The same remark applies to Corollary 12 which has to be rephrased as
follows:
Corollary 12. Call-by-name lambda-mu-tp-hat is observationally
complete for closed canonical normal forms: Calling a normal form
canonical if it contains no subterms of the form [alpha]\l x.M, we have
that for any closed canonical normal forms M and N not equal in
call-by-name lambda-mu-tp-hat, there exists an evaluation context D_n,
such that, mu tp-hat.D_n[[tp-hat]M] = x and mu tp-hat.D_n[[tp-hat]N] = y
for x and y arbitrary fresh variables.
To faithfully cite David and Py's non separability result, Theorem 1
should also be changed (even it the version stated in the paper is
correct) into:
A normal term is called {\em canonical} if it contains no subterms of
the form [\alpha]\x.M. There are two closed canonical normal terms
W_0 and W_1 that are not equated by the equational theory in Figure 1
and of which the observational behaviour is not separable, i.e., for
distinct fresh variables x and y, there is no applicative context E_n,
such that E_n[W_0] = x and E_n[W_1] = y.
2- Incorrect claim about typed de Groote calculus
The statement asserting in the introduction that the typed version of
the calculus defined by de Groote's in LPAR 1994 is equivalent to
Parigot's lambda-mu extended with a continuation variable tp of type
bottom is wrong.
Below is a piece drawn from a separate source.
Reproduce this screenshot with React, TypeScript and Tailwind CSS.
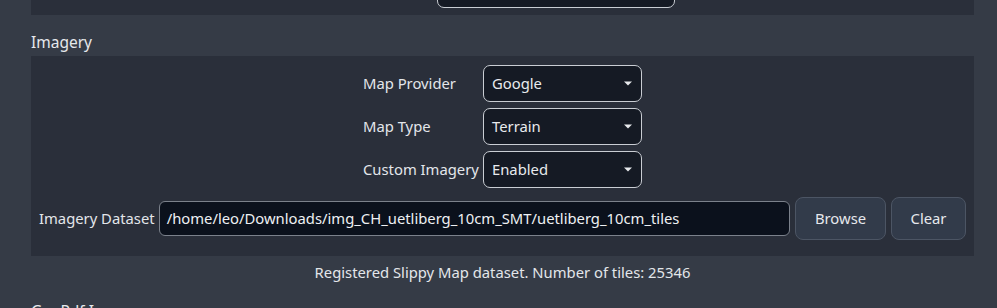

A correct statement is:
The calculus defined by de Groote's in LPAR 1994, _and_ equipped with
rule (epsilon), as in de Groote's paper MCSC 1998, is equivalent to
Parigot's lambda-mu extended with a continuation variable tp of type
bot.
3- Typo: on page 8, just before Proposition 16, the translation of
"Delta, alpha:A" is "Delta^-, k_alpha:A^-" instead of "Delta^-, alpha:A^-".